Glasses: Oxynitride Glass Properties and Crystallization

Abstract

This article provides an overview of the effects of glass composition on properties and crystallization of oxynitride glasses. Oxynitride glass formation occurs in a number of M–Si–O–N, M–Si–Al–O–N and M–Si–Mg–O–N systems and was reviewed in the previous article. The effect of nitrogen substitution for oxygen in silicate and aluminosilicate glasses is to increase properties such as glass transition temperature, elastic modulus, viscosity, hardness and slow crack growth resistance as a result of increased cross-linking within the glass network provided by tri-coordinated nitrogen atoms.
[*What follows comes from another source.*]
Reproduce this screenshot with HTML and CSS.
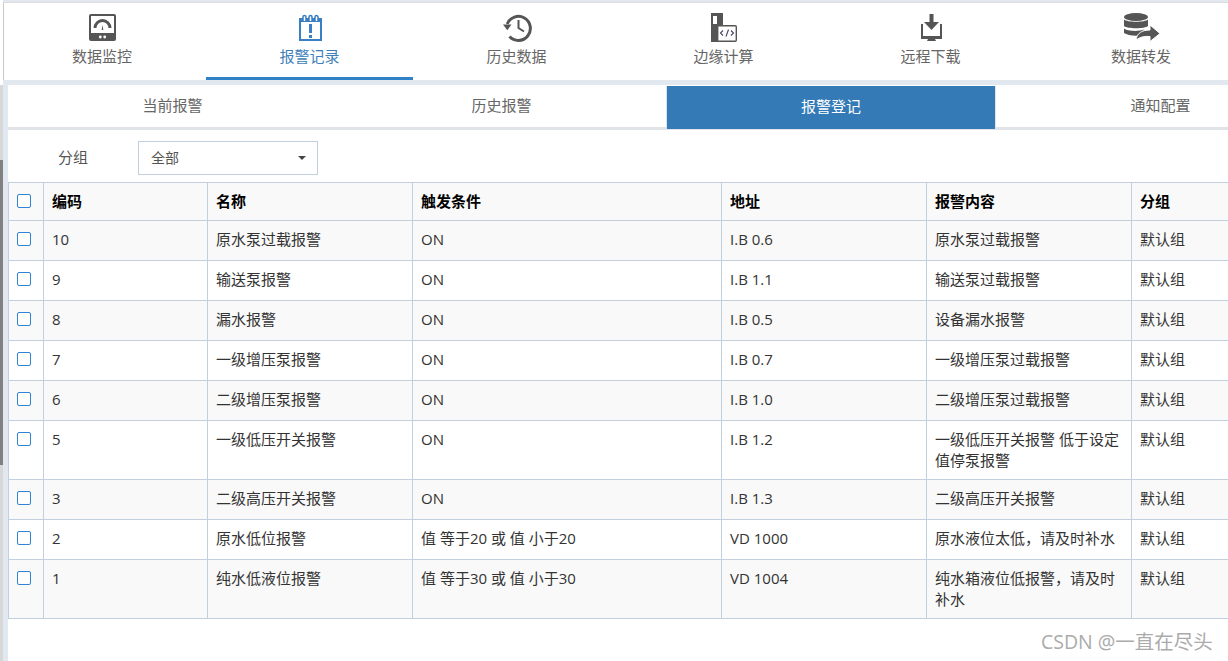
FILE: index.html
```html
<!DOCTYPE html>
<html lang="zh-CN">
<head>
<meta charset="utf-8">
<title>报警登记</title>
<link rel="stylesheet" href="styles.css">
</head>
<body>
<div class="page">
  <div class="rail"><div class="rail-top"></div><div class="rail-light"></div><div class="rail-thumb"></div><div class="rail-end"></div></div>
  <div class="main">
    <nav class="nav">
      <a class="nav-item nav-first">
        <svg class="icon" viewBox="0 0 40 30"><rect x="7" y="1" width="27" height="27" rx="2" fill="#555"/><rect x="9" y="3" width="23" height="17" fill="#fff"/><path d="M13 15a7.500 7.500 0 0 1 15 0" fill="none" stroke="#555" stroke-width="3"/><path d="M20.500 12l.8 5h-1.600z" fill="#555"/><circle cx="18.300" cy="24" r="1.400" fill="#fff"/><circle cx="22.700" cy="24" r="1.400" fill="#fff"/></svg>
        <span>数据监控</span>
      </a>
      <a class="nav-item active">
        <svg class="icon" viewBox="0 0 40 30"><path d="M10 6h21v21H10z" fill="#fff" stroke="#3a7fc1" stroke-width="2"/><rect x="9" y="6" width="23" height="3" fill="#3a7fc1"/><path d="M13 8V4a1.500 1.500 0 0 1 3 0v4M19 8V4a1.500 1.500 0 0 1 3 0v4M25 8V4a1.500 1.500 0 0 1 3 0v4" fill="#fff" stroke="#3a7fc1" stroke-width="1.500"/><rect x="19" y="11" width="3" height="9" fill="#3a7fc1"/><rect x="19" y="22" width="3" height="3" fill="#3a7fc1"/></svg>
        <span>报警记录</span>
      </a>
      <a class="nav-item">
        <svg class="icon" viewBox="0 0 40 30"><path d="M10.200 11A12 12 0 1 1 12.500 23.500" fill="none" stroke="#555" stroke-width="3"/><path d="M6 11.500h8.500l-4.200 5.800z" fill="#555"/><path d="M21.500 7v8l5.500 3.500" fill="none" stroke="#555" stroke-width="2"/></svg>
        <span>历史数据</span>
      </a>
      <a class="nav-item">
        <svg class="icon" viewBox="0 0 40 30"><rect x="7" y="0" width="12" height="29" fill="#555"/><rect x="9" y="3" width="4" height="8" fill="#fff"/><rect x="13.700" y="12.700" width="18.600" height="15.600" rx="1" fill="#fff" stroke="#555" stroke-width="1.400"/><path d="M19 17.500l-2.500 2.500 2.500 2.500M27 17.500l2.500 2.500-2.500 2.500M24.500 16.500l-2.500 7" fill="none" stroke="#446" stroke-width="1.100"/></svg>
        <span>边缘计算</span>
      </a>
      <a class="nav-item">
        <svg class="icon" viewBox="0 0 40 30"><path d="M11 11v13h19V11" fill="none" stroke="#555" stroke-width="2"/><rect x="10" y="23" width="21" height="3" fill="#555"/><path d="M17 26h7l1 2H16z" fill="#555"/><path d="M18.500 1h4v8h5.500l-7.500 8-7.500-8h5.500z" fill="#555"/></svg>
        <span>远程下载</span>
      </a>
      <a class="nav-item nav-last">
        <svg class="icon" viewBox="0 0 40 30"><ellipse cx="15" cy="4" rx="12" ry="4" fill="#555"/><path d="M3 6.500c3 3 21 3 24 0V13c-3 3-21 3-24 0z" fill="#555"/><path d="M3 15.500c3 3 16 3 20 1l-5 6c-6 .5-12-.5-15-2.500z" fill="#555"/><path d="M15 27c1-7 6-10 14-10v-5l10 8.500-10 8v-5c-6-.5-10 .5-14 3.500z" fill="#555" stroke="#fff" stroke-width="1"/></svg>
        <span>数据转发</span>
      </a>
    </nav>
    <div class="panel">
      <div class="tabs">
        <a class="tab">当前报警</a>
        <a class="tab">历史报警</a>
        <a class="tab tab-active">报警登记</a>
        <a class="tab">通知配置</a>
      </div>
      <div class="content">
        <div class="filter">
          <span class="filter-label">分组</span>
          <div class="select"><span class="select-text">全部</span><i class="caret"></i></div>
        </div>
        <table class="grid">
          <colgroup><col class="c-check"><col class="c-code"><col class="c-name"><col class="c-cond"><col class="c-addr"><col class="c-msg"><col class="c-group"></colgroup>
          <thead>
            <tr><th><i class="check"></i></th><th>编码</th><th>名称</th><th>触发条件</th><th>地址</th><th>报警内容</th><th>分组</th></tr>
          </thead>
          <tbody>
            <tr><td><i class="check"></i></td><td>10</td><td>原水泵过载报警</td><td>ON</td><td>I.B 0.6</td><td>原水泵过载报警</td><td>默认组</td></tr>
            <tr><td><i class="check"></i></td><td>9</td><td>输送泵报警</td><td>ON</td><td>I.B 1.1</td><td>输送泵过载报警</td><td>默认组</td></tr>
            <tr><td><i class="check"></i></td><td>8</td><td>漏水报警</td><td>ON</td><td>I.B 0.5</td><td>设备漏水报警</td><td>默认组</td></tr>
            <tr><td><i class="check"></i></td><td>7</td><td>一级增压泵报警</td><td>ON</td><td>I.B 0.7</td><td>一级增压泵过载报警</td><td>默认组</td></tr>
            <tr><td><i class="check"></i></td><td>6</td><td>二级增压泵报警</td><td>ON</td><td>I.B 1.0</td><td>二级增压泵过载报警</td><td>默认组</td></tr>
            <tr><td><i class="check"></i></td><td>5</td><td>一级低压开关报警</td><td>ON</td><td>I.B 1.2</td><td>一级低压开关报警 低于设定值停泵报警</td><td>默认组</td></tr>
            <tr><td><i class="check"></i></td><td>3</td><td>二级高压开关报警</td><td>ON</td><td>I.B 1.3</td><td>二级高压开关报警</td><td>默认组</td></tr>
            <tr><td><i class="check"></i></td><td>2</td><td>原水低位报警</td><td>值 等于20 或 值 小于20</td><td>VD 1000</td><td>原水液位太低，请及时补水</td><td>默认组</td></tr>
            <tr><td><i class="check"></i></td><td>1</td><td>纯水低液位报警</td><td>值 等于30 或 值 小于30</td><td>VD 1004</td><td>纯水箱液位低报警，请及时补水</td><td>默认组</td></tr>
          </tbody>
        </table>
      </div>
    </div>
  </div>
  <div class="watermark">CSDN @一直在尽头</div>
</div>
</body>
</html>
```

FILE: styles.css
```css
* { box-sizing: border-box; }
html, body { margin: 0; padding: 0; height: 100%; overflow: hidden; background: #fff; }
body { font-family: "Open Sans", "Noto Sans CJK SC", sans-serif; font-size: 15px; line-height: 21px; color: #333; }

.page { display: flex; height: 661px; width: 1228px; position: relative; overflow: hidden; }

.rail { width: 3px; flex: none; display: flex; flex-direction: column; background: #d8d8d8; }
.rail-top { height: 85px; background: #fff; }
.rail-light { height: 75px; background: #d8d8d8; }
.rail-thumb { height: 305px; background: #808080; }
.rail-end { flex: 1; background: #d8d8d8; }

.main { flex: 1; min-width: 0; display: flex; flex-direction: column; background: #e2e8f0; }

.nav { height: 78px; margin-top: 2px; flex: none; display: flex; background: #fff; border-top: 1px solid #dcdcdc; border-left: 1px solid #c8c8c8; }
.nav-item { flex: none; width: 207px; height: 77px; padding-top: 10px; display: flex; flex-direction: column; align-items: center; color: #666; }
.nav-first { width: 202px; padding-right: 6px; }
.nav-last { width: 214px; }
.nav-item span { margin-top: 3px; }
.nav-item.active { color: #3f7fb9; border-bottom: 3px solid #2f82c8; }
.icon { width: 40px; height: 30px; display: block; flex: none; }

.panel { flex: 1; min-height: 0; margin: 5px 0 0 5px; display: flex; flex-direction: column; background: #fff; }

.tabs { height: 45px; flex: none; display: flex; border-bottom: 3px solid #e0e3e8; }
.tab { flex: none; width: 329px; padding-bottom: 2px; display: flex; align-items: center; justify-content: center; color: #666; }
.tab-active { width: 330px; background: #337ab7; color: #fff; height: 43px; margin-top: 1px; border-left: 1px solid #dfe3e8; border-right: 1px solid #dfe3e8; }

.content { flex: 1; min-height: 0; overflow: hidden; }

.filter { display: flex; align-items: center; height: 34px; margin: 11px 0 7px; padding-left: 50px; }
.filter-label { width: 80px; color: #555; padding-bottom: 2px; }
.select { width: 180px; height: 34px; border: 1px solid #c2cfdf; padding: 0 11px 0 12px; display: flex; align-items: center; justify-content: space-between; color: #555; }
.select-text { font-size: 14px; padding-bottom: 1px; }
.caret { width: 0; height: 0; border-style: solid; border-width: 4px 4px 0; border-color: #444 transparent transparent; }

.grid { border-collapse: collapse; table-layout: fixed; width: 1328px; }
.c-check { width: 35px; }
.c-code { width: 164px; }
.c-name { width: 205px; }
.c-cond { width: 309px; }
.c-addr { width: 205px; }
.c-msg { width: 205px; }
.c-group { width: 205px; }
.grid th, .grid td { border: 1px solid #c2cfdf; padding: 8px; text-align: left; vertical-align: top; }
.grid th { color: #000; font-weight: 700; background: #f9f9f9; }
.grid td { height: 40px; }
.grid tbody tr:nth-child(odd) td { background: #f9f9f9; }
.check { display: block; width: 14px; height: 14px; margin-top: 3px; background: #fff; border: 1px solid #2f85d0; border-radius: 2px; }

.watermark { position: absolute; left: 1041px; top: 630px; font-size: 19.500px; line-height: 24px; color: #ababab; white-space: nowrap; }
```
Most reports show good linear relationships between glass property values and nitrogen content with correlation coefficients generally of the order of 0.99. The linearity of the relationships can be explained by the fact that each eq% nitrogen substitution introduces the same number of additional crosslinks into the glass network with the consequent increases in rigidity and degree of network compaction (decrease in molar volume). There is a clear linear dependence of Young’s modulus, and also microhardness, on fractional glass compactness. For a constant cation composition, viscosity increases by more than 2 orders of magnitude as ~17 eq% oxygen is replaced by nitrogen. For rare earth oxynitride glasses with constant nitrogen content, viscosity, Young’s modulus and Tg and other properties increase linearly with increasing cation field strength (decreasing ionic radius). An overview of studies on crystallization of oxynitride glasses outlining nucleation and growth of crystal phases, including different yttrium disilicate phases and B-phase (M2SiAlO5N; M=Y, Er, Y+Yb), to form glass ceramics with significant increases in elastic modulus over the parent glasses. Addition of fluorine extends glass formation in oxynitride systems and allows dissolution of higher levels of nitrogen into glasses. Fluorine lowers Tg but does not have any effect on elastic modulus or microhardness.